Earlier I had sat eating succulent roast chicken in the impressive media restaurant area with queen of sportswriters, Dame Julie Welch, who broke all sorts of glass ceilings when becoming the first female football reporter in our man’s world more than 40 years ago. She is Tottenham’s official biographer, and is collecting material for a reprint of her history book to take in an opening ceremony of fireworks, fanfares and, finally, a football match.

Many of today’s top football reporters are there to chronicle this historic match, and a string of them – Henry Winter, Martin Samuel, Darren Lewis, Neil Ashton, Gerry Cox and Paul Hayward – come and pay homage to Julie and to prod this old dinosaur to see if I am still alive. The jury is out.

Julie and I were chasing headlines and deadlines when they were in nappies and we wondered how they would have fared ‘in our day’ when we were begrudgingly given a half time cup of tea and had to chase around in the car park for a hoped-for quote or snatch of team news.

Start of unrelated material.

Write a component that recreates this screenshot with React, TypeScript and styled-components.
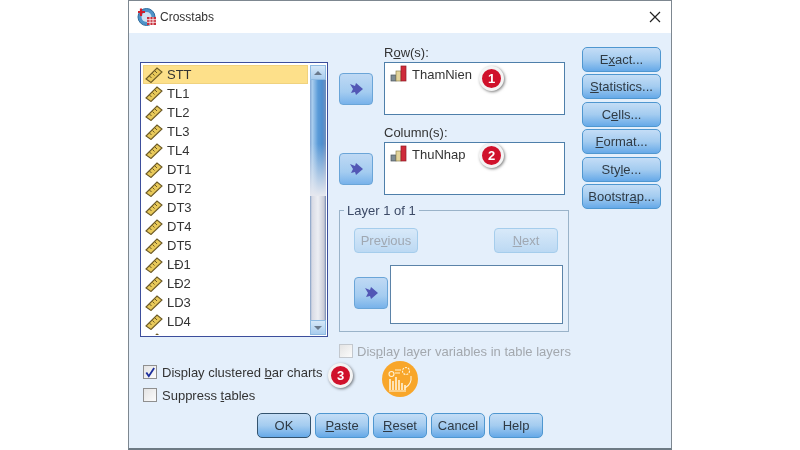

Now in the ‘auditorium’ the reporters sit in leather armchairs questioning manager Mauricio Pochettino at an after-match conference that is conducted by the hugely efficient Tottenham PR staff like a Presidential address.

Today’s journalists are spoon-fed background information and match details, but the challenge is just the same as ‘in our day’ to find the right words at the right time when that first whistle blows.

But because they send their words into the ether they do not have to clear the hurdles that faced us, with copy takers saying: “Are you staff …?” “How d’you spell your name …?” “Is there much more of this …?” “I can’t hear you because of the crowd in the background …” “I”m changing my typewriter ribbon, you’ll have to wait …”

Happy days, and neither Julie nor I would change our memories for the world.

But I do envy the reporters who will be filing their copy from Planet Tottenham in the years ahead. They will be witnessing and chronicling footballing history from the new Lane of Dreams.